After British fans came in for a battering by the press last week, it was the turn of the Germans. Anything we can do, it seems, they can do better. While Tuesday's Mirror showed four English football fans trooping home, heads down, after being kicked out of France, and while the Sun reported the good behaviour of their compatriots - even after England's defeat by Romania - it wasn't long before pages were splashed with new atrocities. Wednesday's Mirror displayed in graphic detail how one French policeman, Daniel Nivel, was clubbed over the head by a neo-Nazi German fan wielding an iron bar. Quick to shift the blanket of blame from the shoulders of the Brits, the paper ran the headline: "The picture that shamed all Germany", while the Mail shuddered: "They went for him like animals." By Thursday, the Star was telling how the injured cop was set to be swamped again, this time by "a tidal wave of German 'guilt' money"; more than pounds 500,000 had already poured in from remorseful citizens in the Fatherland. "We want to show not all Germans are vicious thugs," Bavarian businessman Aurel Muench told Star readers. Wimbledon was suffering its own pangs. To the sighs of many a lust-stricken male tennis fan, the lovely Anna Kournikova withdrew from the tournament with an injured thumb, closely followed by Mary "The Body" Pierce, and Britain's great white hope, Greg Rusedski, whose ankle had given way. Even Tim Henman wasn't exempt from angst, after the Times reported how viewers rang the BBC to complain that its dumping the World Cup France- Denmark match to screen Henman's game against David Nainkin, "was taking patriotism too far".

Meanwhile, the ubiquitous Louise Woodward was also courted by the big screen, using a Panorama interview with Martin Bashir to refute the rumour that she is just another vicious thug. The Mirror claimed she was attempting to emulate a similarly adept performer and controversial female icon. "An insult to Diana," screamed Monday's front page. "Woodward seems to model herself on the princess... she wears a similar dark suit [and] like the princess, she also places her hands demurely on her lap and gazes wide-eyed at her questioner." Well, she's hardly going to skulk in a corner and wring her hands muttering darkly "I did it", is she?

The Express also focused on the change in Woodward, publishing a photo of her as a "dumpy teenager" alongside the new, improved version. Her mother claimed: "She's anxious to speak. You'll get lots of answers." But no clear-cut explanation was forthcoming about how many Woodward "expenses" have been funded by interested parties. Fortunately, said the Express, the Press Complaints Commission's Rottweiler Lord Wakeham "is set to launch an inquiry into the affair". The saga will rumble on - by Christmas, doubtless, she'll have her own chat-show. Earl Spencer, another aspirant TV personality, failed to convince the Guardian of his potential in a 45-minute BBC encounter with Sally Magnusson on Wednesday. "There were moments when the earl's interview had the feel of a glossy corporate video," it noted snidely. "All in all, the kind of polished performance you would expect from a former NBC presenter."

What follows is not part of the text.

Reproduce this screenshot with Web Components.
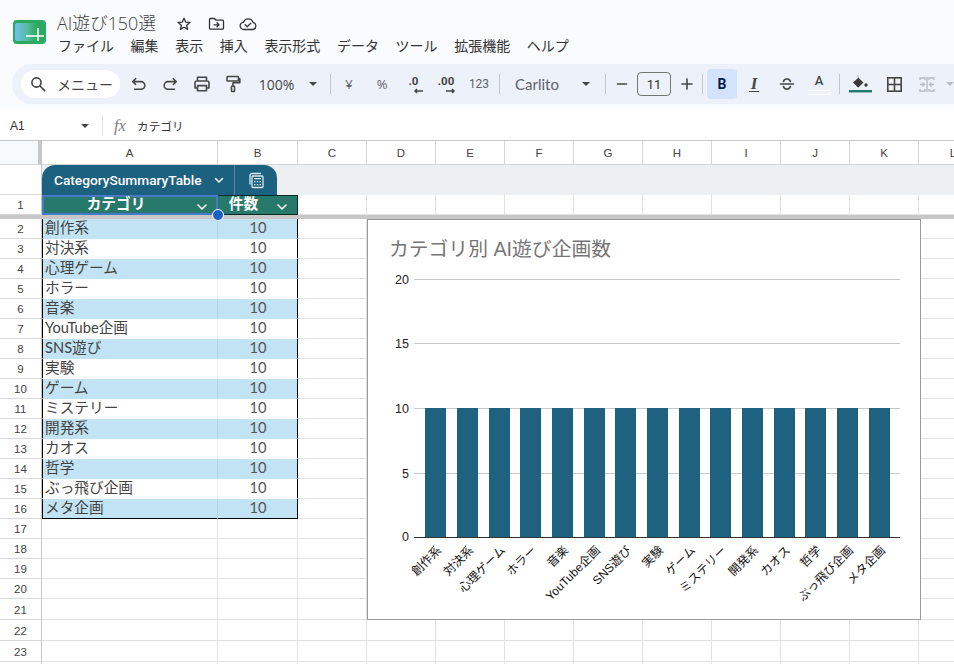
<!DOCTYPE html>
<html lang="ja"><head><meta charset="utf-8"><title>AI遊び150選</title>
<style>html,body{margin:0;padding:0;background:#fff}body{width:954px;height:664px;overflow:hidden;font-family:"Open Sans","Noto Sans CJK JP",sans-serif}</style>
</head><body>
<sheet-app>
  <app-titlebar></app-titlebar>
  <app-toolbar></app-toolbar>
  <app-formula></app-formula>
  <sheet-grid><chart-panel></chart-panel></sheet-grid>
</sheet-app>
<script>
const def=(name,html,init)=>customElements.define(name,class extends HTMLElement{
  constructor(){super();const r=this.attachShadow({mode:'open'});r.innerHTML=html;if(init)init(r)}
});
const svg=(w,h,body,vb,sw)=>`<svg width="${w}" height="${h}" viewBox="${vb||`0 0 ${w} ${h}`}" fill="none" stroke="currentColor" stroke-width="${sw||1.6}" stroke-linecap="round" stroke-linejoin="round" aria-hidden="true">${body}</svg>`;
const CJK='"Noto Sans CJK JP"';

def('sheet-app',`<style>:host{display:flex;flex-direction:column;width:954px;height:664px;overflow:hidden;background:#fff}</style><slot></slot>`);

def('app-titlebar',`<style>
:host{display:flex;height:64px;flex:none;background:#f9fbfd;color:#444746;box-sizing:border-box;padding:13px 0 0 13px;gap:11px}
.logo{margin-top:7px;flex:none;height:24px}
.col{display:flex;flex-direction:column}
.top{display:flex;align-items:center;height:21px}
.name{font:300 17.8px/21px "Open Sans",${CJK},sans-serif;width:111px;color:#3c4043}
.ic{width:32px;display:flex;justify-content:center;color:#333}
nav{display:flex;margin:1px 0 0 1px;gap:16.6px;font:400 14px/20px ${CJK},sans-serif;color:#333}
</style>
<svg class="logo" width="33" height="24" viewBox="0 0 33 24"><defs><linearGradient id="g" x1="0" x2="1" y1="0" y2="0"><stop offset="0" stop-color="#6fc0ee"/><stop offset=".55" stop-color="#55bb98"/><stop offset="1" stop-color="#2fae66" stop-opacity="0"/></linearGradient></defs><rect width="33" height="24" rx="4" fill="#2bab62"/><rect x="2" y="3" width="24" height="18" rx="2" fill="url(#g)"/><path d="M13 16H31M25 8V21" stroke="#fff" stroke-width="1.6"/></svg>
<div class="col"><div class="top"><span class="name">AI遊び150選</span>
<span class="ic">${svg(16,16,'<path d="M8 2.2l1.7 3.9 4.2.4-3.2 2.8.95 4.1L8 11.2l-3.65 2.2.95-4.1L2.1 6.5l4.2-.4z"/>',0,1.3)}</span>
<span class="ic">${svg(17,15,'<path d="M1.5 3.5a1 1 0 011-1h4l1.6 1.7h6.4a1 1 0 011 1v7a1 1 0 01-1 1h-12a1 1 0 01-1-1zM6 8.8h5M9 6.8l2 2-2 2"/>',0,1.3)}</span>
<span class="ic">${svg(18,14,'<path d="M5 12.5a3.6 3.6 0 01-.5-7.2A5 5 0 0114 5.4a3.6 3.6 0 01-.4 7.1zM6.2 7.8l2 2 3.6-3.6"/>',0,1.3)}</span></div>
<nav><span>ファイル</span><span>編集</span><span>表示</span><span>挿入</span><span>表示形式</span><span>データ</span><span>ツール</span><span>拡張機能</span><span>ヘルプ</span></nav></div>`);

def('app-toolbar',`<style>
:host{display:block;height:46px;flex:none;background:linear-gradient(#f9fbfd 40px,#fff 46px);position:relative}
.bar{margin-left:12px;height:40px;background:#edf2fa;border-radius:20px 0 0 20px;display:flex;align-items:center;padding-left:9px;overflow:hidden;color:#444746;font:400 13.5px "Open Sans",${CJK},sans-serif}
.i{flex:none;display:flex;align-items:center;justify-content:center;height:28px;box-sizing:border-box}
.pill{background:#fff;border-radius:14px;color:#444;justify-content:flex-start;padding-left:9px;gap:11px;font:400 14px ${CJK},sans-serif}
.sep{width:1px;height:20px;background:#c7c7c7;flex:none}
.caret{width:0;height:0;border:4px solid transparent;border-top:4.5px solid #444746;border-bottom:0}
.dim{color:#5f6368}
.box{border:1px solid #747775;border-radius:4px;height:24px;font:400 13px Roboto,sans-serif;color:#333}
.b{background:#d3e3fd;border-radius:4px;color:#041e49;height:30px;font:700 14px Roboto,sans-serif}
.dec{font:700 11.5px/11px Roboto,sans-serif;color:#444746;flex-direction:column;align-items:center;padding-top:1px}
.dec svg{display:block;margin-top:1px}
</style><div class="bar"></div>`,r=>{
  const bar=r.querySelector('.bar');
  const it=[
   [99,`${svg(16,16,'<circle cx="6.5" cy="6.5" r="4.6"/><path d="M10 10l4.6 4.6"/>')}<span>メニュー</span>`,'pill'],
   [3,''],
   [31,svg(16,16,'<path d="M4.7 2.7L1.8 5.6l2.9 2.9M2.2 5.6H10a3.8 3.8 0 010 7.6H3.6"/>')],
   [31,svg(16,16,'<path d="M11.3 2.7l2.9 2.9-2.9 2.9M13.8 5.6H6a3.8 3.8 0 000 7.6h6.4"/>')],
   [33,svg(18,18,'<path d="M4.5 6V2.2h9V6M4.5 13H2V7.8a1.8 1.8 0 011.8-1.8h10.4A1.8 1.8 0 0116 7.8V13h-2.5"/><rect x="4.5" y="10.6" width="9" height="5.2"/>')],
   [31,`<span style="display:flex;margin-right:2px">${svg(16,18,'<rect x="2" y="1.5" width="11.5" height="4.5" rx=".7"/><path d="M13.5 3.8h1.3v4H8v3"/><rect x="6.5" y="11" width="3" height="5.5" rx=".7"/>')}</span>`],
   [56,'<span style="font-size:14px;margin-left:-1px">100%</span>'],
   [15,'<span class="caret"></span>'],[10,''],
   ['s'],
   [36,'<span class="dim" style="font-size:13px">¥</span>'],
   [30,'<span class="dim" style="font-size:13px">%</span>'],
   [33,`<span>.0</span><svg width="10" height="6" viewBox="0 0 10 6" fill="none" stroke="#444746" stroke-width="1.5" style="margin-left:9px"><path d="M10 3H2M4 1L2 3l2 2"/></svg>`,'dec'],
   [32,`<span>.00</span><svg width="10" height="6" viewBox="0 0 10 6" fill="none" stroke="#444746" stroke-width="1.5" style="margin-left:9px"><path d="M0 3h8M6 1l2 2-2 2"/></svg>`,'dec'],
   [34,'<span class="dim" style="font:400 12px Roboto,sans-serif">123</span>'],[3,''],
   ['s'],
   [75,'<span class="dim" style="font:400 15px Lato,sans-serif;margin-left:-1px">Carlito</span>'],
   [22,'<span class="caret"></span>'],[8,''],
   ['s'],
   [31,svg(14,14,'<path d="M2.5 7h9"/>')],
   [34,'11','box'],
   [31,svg(14,14,'<path d="M2 7h10M7 2v10"/>')],
   ['s'],[4,''],
   [30,'B','b'],
   [34,'<i style="font:italic 700 17px \'Liberation Serif\',serif;border-bottom:1.6px solid #444746;line-height:14px;padding:0 2px">I</i>'],
   [31,svg(18,18,'<path d="M2.5 9h13M5.5 6.5A3.4 3.4 0 019 4a3.4 3.4 0 013.4 2.5M5.5 11.5A3.4 3.4 0 009 14a3.4 3.4 0 003.4-2.5"/>')],
   [34,`<span style="display:flex;flex-direction:column;align-items:center;font:500 13px/14px Roboto,sans-serif;color:#444746;margin-top:1px">A<span style="width:22px;height:3px;border-top:1px solid #fff;border-bottom:1px solid #fff;margin-top:2px"></span></span>`],
   [3,''],['s'],
   [40,`<span style="display:flex;flex-direction:column;align-items:center;gap:2px;margin-top:-1px"><svg width="18" height="14" viewBox="0 0 18 14"><path d="M5.5 0l1 1-1 1 6 5.5-4.6 4.6a1 1 0 01-1.4 0L1 7.5 6.5 2.5z" fill="#3c3c3c" transform="translate(1,1)"/><circle cx="15" cy="11" r="1.7" fill="#3c3c3c"/></svg><span style="width:23px;height:3px;background:#1f7d72;border-bottom:1px solid #9fb7b4;box-sizing:border-box"></span></span>`],
   [28,`<svg width="15" height="15" viewBox="0 0 15 15" fill="none" stroke="#444" stroke-width="1.6"><rect x=".8" y=".8" width="13.4" height="13.4"/><path d="M7.5 1v13M1 7.5h13"/></svg>`],
   [38,`<svg width="16" height="15" viewBox="0 0 16 15" fill="none" stroke="#b9bdc1" stroke-width="1.4"><path d="M1 3V1h5v2M1 12v2h5v-2M10 3V1h5v2M10 12v2h5v-2M1 7.5h4M3.5 5.5l2 2-2 2M15 7.5h-4M12.5 5.5l-2 2 2 2M8 0v15"/></svg>`],
   [8,'<span class="caret" style="border-top-color:#b9bdc1"></span>'],
  ];
  bar.innerHTML=it.map(([w,h,c])=>w==='s'?'<span class="sep"></span>':`<span class="i ${c||''}" style="width:${w}px">${h||''}</span>`).join('');
});

def('app-formula',`<style>
:host{display:flex;align-items:center;height:31px;flex:none;background:#fff;box-sizing:border-box;border-bottom:1px solid #c7c7c7;color:#333;font:400 12px "Liberation Sans",${CJK},sans-serif;padding-top:2px}
.name{width:72px;padding-left:10px;flex:none;box-sizing:border-box}
.caret{width:0;height:0;border:4px solid transparent;border-top:4.5px solid #444746;border-bottom:0;flex:none;margin-left:9px}
.sep{width:1px;height:20px;background:#e1e3e1;margin-left:13px;flex:none}
.fx{font:italic 400 16.5px "Liberation Serif",serif;color:#7a7d80;margin-left:11px;width:24px;flex:none}
.t{font:400 11.5px ${CJK},sans-serif;letter-spacing:.2px;color:#333;margin-left:-1px}
</style><span class="name">A1</span><span class="caret"></span><span class="sep"></span><span class="fx">fx</span><span class="t">カテゴリ</span>`);

const cats=['創作系','対決系','心理ゲーム','ホラー','音楽','YouTube企画','SNS遊び','実験','ゲーム','ミステリー','開発系','カオス','哲学','ぶっ飛び企画','メタ企画'];

def('sheet-grid',`<style>
:host{display:block;position:relative;flex:1;overflow:hidden;background:#fff}
.g{display:grid;grid-template-columns:42px 176px 80px repeat(10,69px);width:max-content;font:400 12px "Liberation Sans",sans-serif;color:#444}
.g>div{box-sizing:border-box;border-right:1px solid #e1e3e1;border-bottom:1px solid #e1e3e1}
.ch{display:flex;align-items:center;justify-content:center;border-color:#d3d5d7!important;font-size:11.5px;padding-top:1px}
.corner{background:#f8f9fa;border-right:4px solid #c7c7c7!important}
.rh{display:flex;align-items:center;justify-content:center;border-right-color:#c7c7c7!important;border-bottom-color:#d6d8da!important;padding-top:1px;font-size:11.5px}
.band{grid-column:2/-1;background:#eeeff0;border:0!important;display:flex}
.tab{width:235px;height:30px;background:#1c6180;border-radius:13px 13px 0 0;display:flex;color:#fff;font:500 13.7px Roboto,"Open Sans",sans-serif;align-items:center}
.tab .nm{width:193px;padding-left:12px;box-sizing:border-box;display:flex;align-items:center;justify-content:space-between;padding-right:9px;height:100%;border-right:1px solid #5b8aa3}
.tab .cal{flex:1;display:flex;justify-content:center;align-items:center}
.th{background:#277a6b;color:#fff;font:700 14.67px/18px ${CJK},sans-serif;display:flex;align-items:center;justify-content:center;position:relative;border:1px solid #0a2a26!important;border-left-width:0!important;padding:0 28px 4px 0}
.th .v{position:absolute;right:9px;top:5px;display:flex}
.th.a{border:2px solid #4878c9!important;z-index:2;padding-right:28px}
.th.a .v{top:4px;right:8px}
.dot{position:absolute;right:-8px;bottom:-8px;width:10px;height:10px;background:#1a5fc8;border:1px solid #fff;border-radius:50%;z-index:3}
.bar{grid-column:1/-1;background:#c7c7c7;border:0!important}
.c{font:400 14.67px/18px Lato,${CJK},sans-serif;color:#434343;padding-left:2px;white-space:nowrap;overflow:hidden;border-color:transparent!important}
.c.x{border-left:1px solid #000!important;border-right-color:rgba(0,0,0,.06)!important}
.c.b{text-align:center;padding:0 0 0 1px;border-right:1px solid #000!important;color:#555}
.c.o{background:#c1e3f3}
.c.last{border-bottom:1px solid #000!important}
</style><div class="g"></div><slot></slot>`,r=>{
  const g=r.querySelector('.g');
  const cols='ABCDEFGHIJKL'.split('');
  let h='<div class="ch corner"></div>'+cols.map(c=>`<div class="ch">${c}</div>`).join('');
  h+=`<div class="rh"></div><div class="band"><div class="tab"><div class="nm"><span>CategorySummaryTable</span>${svg(12,12,'<path d="M2.5 4.5L6 8l3.5-3.5"/>')}</div><div class="cal"><svg width="18" height="18" viewBox="0 0 18 18" fill="none" stroke="#dce9ef" stroke-width="1.3"><path d="M3 13.5V4.5A2 2 0 015 2.5h9"/><rect x="5" y="5" width="11" height="11.5" rx="1"/><path d="M7 7.6h7M7 10.6h1.5M9.8 10.6h1.5M12.5 10.6H14M7 13.6h1.5M9.8 13.6h1.5M12.5 13.6H14"/></svg></div></div></div>`;
  const chev=svg(12,12,'<path d="M2 4l4 4 4-4"/>');
  const blanks=n=>'<div></div>'.repeat(n);
  h+=`<div class="rh">1</div><div class="th a">カテゴリ<span class="v">${chev}</span><span class="dot"></span></div><div class="th">件数<span class="v">${chev}</span></div>`+blanks(10);
  h+='<div class="bar"></div>';
  cats.forEach((c,i)=>{
    const o=i%2==0?'o':'',l=i==14?'last':'';
    h+=`<div class="rh">${i+2}</div><div class="c x ${o} ${l}">${c}</div><div class="c b ${o} ${l}">10</div>`+blanks(10);
  });
  for(let n=17;n<=24;n++) h+=`<div class="rh">${n<24?n:''}</div>`+blanks(12);
  g.innerHTML=h;
  g.style.gridTemplateRows=`24px 30px 20px 4px repeat(19,20px) repeat(4,21px)`;
});

def('chart-panel',`<style>
:host{position:absolute;left:367px;top:78px;width:554px;height:401px;box-sizing:border-box;background:#fff;border:1px solid #9a9a9a;display:block}
svg{display:block}
text{font-family:"Liberation Sans",${CJK},sans-serif}
</style><svg id="s" width="552" height="399" viewBox="368 220 552 399"></svg>`,r=>{
  const xs=[425,457,489,520,552,584,615,647,679,710,742,774,805,837,869];
  let h=`<text x="389" y="256" font-size="19.8" fill="#757575">カテゴリ別 AI遊び企画数</text>`;
  [[279,20],[343,15],[408,10],[473,5]].forEach(([y,v])=>{
    h+=`<rect x="414" y="${y}" width="486" height="1" fill="#c9c9c9"/><text x="409" y="${y+5}" font-size="12.5" fill="#222" text-anchor="end">${v}</text>`});
  xs.forEach(x=>h+=`<rect x="${x}" y="408" width="21" height="129" fill="#1f6280"/>`);
  h+=`<rect x="414" y="537" width="486" height="1" fill="#333"/><text x="409" y="541" font-size="12.5" fill="#222" text-anchor="end">0</text>`;
  xs.forEach((x,i)=>{const ax=x+17,ay=551;h+=`<text x="${ax}" y="${ay}" font-size="12" fill="#111" text-anchor="end" transform="rotate(-45 ${ax} ${ay})">${cats[i]}</text>`});
  r.getElementById('s').innerHTML=h;
});
</script>
</body></html>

The reception for plans to commemorate Diana wasn't much better. While there were no objections to a pounds 5 coin, an award for young people, and Diana-funded children's nurses, Kensington's upper-crust were outraged about a proposed walkway tracing her funeral route. The Kensington Society's Janet Mayhew spluttered to the Telegraph: "The idea of the People's Princess has gone too far - this is appeasing the great British public's appetite at the expense of a whole borough." Hot-dog stalls and kiosks selling Diana-embossed sunglasses wouldn't quite fit with its elitist image, one presumes.

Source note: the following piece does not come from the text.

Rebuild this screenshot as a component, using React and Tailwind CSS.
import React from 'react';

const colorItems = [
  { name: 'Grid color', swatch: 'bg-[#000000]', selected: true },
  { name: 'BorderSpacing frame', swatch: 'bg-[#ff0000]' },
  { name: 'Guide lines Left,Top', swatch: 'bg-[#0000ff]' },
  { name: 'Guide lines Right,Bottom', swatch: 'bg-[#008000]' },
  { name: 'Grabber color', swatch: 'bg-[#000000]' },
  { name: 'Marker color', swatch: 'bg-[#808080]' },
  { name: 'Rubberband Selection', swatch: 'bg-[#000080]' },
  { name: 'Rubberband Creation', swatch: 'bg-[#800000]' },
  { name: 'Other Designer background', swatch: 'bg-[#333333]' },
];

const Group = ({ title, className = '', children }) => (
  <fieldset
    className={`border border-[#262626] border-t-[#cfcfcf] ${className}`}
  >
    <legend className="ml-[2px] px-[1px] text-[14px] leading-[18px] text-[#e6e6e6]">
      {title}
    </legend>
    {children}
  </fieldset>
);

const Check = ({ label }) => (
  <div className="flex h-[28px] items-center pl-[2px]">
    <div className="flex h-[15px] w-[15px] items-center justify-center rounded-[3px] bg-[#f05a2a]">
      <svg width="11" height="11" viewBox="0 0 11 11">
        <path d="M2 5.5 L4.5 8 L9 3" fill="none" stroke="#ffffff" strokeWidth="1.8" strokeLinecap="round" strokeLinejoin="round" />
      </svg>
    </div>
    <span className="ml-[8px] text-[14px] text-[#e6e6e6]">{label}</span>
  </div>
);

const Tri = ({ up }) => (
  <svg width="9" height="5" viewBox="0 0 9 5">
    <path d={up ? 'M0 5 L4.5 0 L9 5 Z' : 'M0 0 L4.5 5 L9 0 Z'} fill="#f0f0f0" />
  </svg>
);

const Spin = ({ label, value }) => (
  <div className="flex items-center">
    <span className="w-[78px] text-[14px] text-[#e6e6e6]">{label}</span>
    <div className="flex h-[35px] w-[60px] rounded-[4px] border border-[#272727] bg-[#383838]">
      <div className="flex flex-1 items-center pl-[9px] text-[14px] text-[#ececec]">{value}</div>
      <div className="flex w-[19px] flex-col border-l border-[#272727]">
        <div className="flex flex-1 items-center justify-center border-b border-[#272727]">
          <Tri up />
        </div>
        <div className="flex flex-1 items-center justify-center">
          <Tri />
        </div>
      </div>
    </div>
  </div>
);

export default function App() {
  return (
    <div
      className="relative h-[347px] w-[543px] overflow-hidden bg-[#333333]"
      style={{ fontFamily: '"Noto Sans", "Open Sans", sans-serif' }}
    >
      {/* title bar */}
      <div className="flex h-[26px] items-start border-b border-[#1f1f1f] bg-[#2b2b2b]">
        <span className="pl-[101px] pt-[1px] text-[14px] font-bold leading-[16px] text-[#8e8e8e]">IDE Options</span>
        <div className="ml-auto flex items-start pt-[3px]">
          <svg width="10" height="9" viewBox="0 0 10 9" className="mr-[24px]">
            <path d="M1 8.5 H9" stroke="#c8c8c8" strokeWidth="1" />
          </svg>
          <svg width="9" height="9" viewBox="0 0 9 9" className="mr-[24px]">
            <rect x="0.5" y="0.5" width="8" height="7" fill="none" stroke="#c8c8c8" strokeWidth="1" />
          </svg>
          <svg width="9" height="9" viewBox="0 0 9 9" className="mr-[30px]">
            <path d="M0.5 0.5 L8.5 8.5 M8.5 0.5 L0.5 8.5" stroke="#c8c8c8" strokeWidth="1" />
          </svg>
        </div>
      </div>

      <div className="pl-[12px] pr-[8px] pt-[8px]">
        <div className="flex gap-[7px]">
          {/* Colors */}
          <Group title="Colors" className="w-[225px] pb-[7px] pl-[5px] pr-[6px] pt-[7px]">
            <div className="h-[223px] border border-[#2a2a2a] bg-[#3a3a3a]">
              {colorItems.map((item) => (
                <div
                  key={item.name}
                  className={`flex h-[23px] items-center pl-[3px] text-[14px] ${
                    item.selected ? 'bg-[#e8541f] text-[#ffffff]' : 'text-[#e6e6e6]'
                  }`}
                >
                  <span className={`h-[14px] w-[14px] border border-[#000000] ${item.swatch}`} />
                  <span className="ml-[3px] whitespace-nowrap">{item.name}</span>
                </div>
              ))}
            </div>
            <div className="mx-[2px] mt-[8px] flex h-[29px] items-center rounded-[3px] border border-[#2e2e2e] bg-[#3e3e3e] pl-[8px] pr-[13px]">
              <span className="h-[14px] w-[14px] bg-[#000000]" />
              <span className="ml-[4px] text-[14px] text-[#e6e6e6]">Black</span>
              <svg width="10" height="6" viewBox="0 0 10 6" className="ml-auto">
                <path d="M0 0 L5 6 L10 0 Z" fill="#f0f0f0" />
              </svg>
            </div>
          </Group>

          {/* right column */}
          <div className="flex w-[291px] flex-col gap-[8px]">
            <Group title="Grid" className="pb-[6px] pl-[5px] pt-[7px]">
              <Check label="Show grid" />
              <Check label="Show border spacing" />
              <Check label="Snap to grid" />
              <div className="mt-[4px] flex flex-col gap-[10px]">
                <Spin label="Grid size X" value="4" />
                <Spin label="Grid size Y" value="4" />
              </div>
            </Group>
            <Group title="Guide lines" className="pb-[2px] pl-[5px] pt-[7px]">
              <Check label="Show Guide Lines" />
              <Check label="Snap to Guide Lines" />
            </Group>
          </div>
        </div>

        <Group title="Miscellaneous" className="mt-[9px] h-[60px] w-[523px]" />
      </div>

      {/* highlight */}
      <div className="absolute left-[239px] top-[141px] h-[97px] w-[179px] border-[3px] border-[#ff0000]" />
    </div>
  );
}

Premier Tony Blair has managed to dodge the spotlight of late, but the Sun caught up with him on Wednesday. "Is this the most dangerous man in Britain?" it thundered, menacingly. The issue was the beloved British pound - and its possible demise. "Blair is a charming, persuasive politician. We like him," insisted the paper. But his persuasiveness, said new editor David Yelland, was precisely the problem. "He seems determined to scrap the pound and take Britain into the European single currency. The result could be disastrous." By Thursday, a "huge army" of readers (36,688 - actually only a fraction of Sun devotees) had rung to register their support for the paper's stance. It's good to note that our PM is listening to the readers rather than the paper's proprietor, although the Telegraph cast doubt on that notion in its front-page report that Blair had "toned down his enthusiasm for the European single currency after a fierce counterblast from Rupert Murdoch's Sun newspaper".

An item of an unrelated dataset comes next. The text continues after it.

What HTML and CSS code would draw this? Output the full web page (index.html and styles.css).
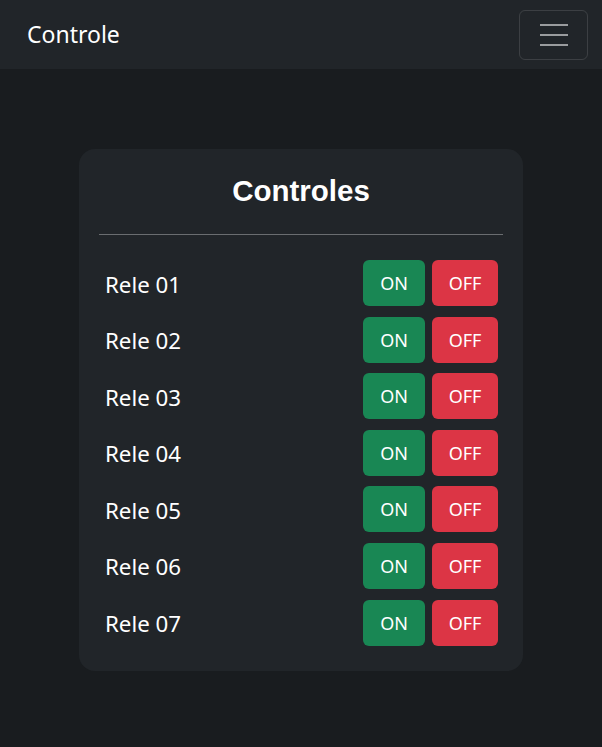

Outbursts against the Government's vote to lower the age of homosexual consent were surprisingly muted; the odious Peter Tatchell carried on ranting ("Fourteen seems a fairer and more realistic age of consent," he told the Express.) but the bishops, while ranked in mutiny against the decision, failed to make a newsworthy splash except in Monday's Mail, which carried the equivocal headline: "Bishops lead gay sex at 16 revolt". Labour MP Stuart Bell clarified the situation in an opinion piece on page eight ("Sixteen-year-olds are too vulnerable and impressionable"), alongside an editorial which left no doubt as to this paper's orientation. "What is doubly depressing about this parliamentary move to legalise gay sex with 16- and 17-year-olds is that it has the blessing of both the Tory leader, William Hague, and the Prime Minister, Tony Blair," it wailed despairingly.

But spare a tear for poor old Linford Christie, who has certainly come off worst in his libel-case clashes with John McVicar. Last week, his emotional performance earned him a new moniker: "The Judy Garland of the 100 metres". Perhaps he should give Martin Bashir a ring.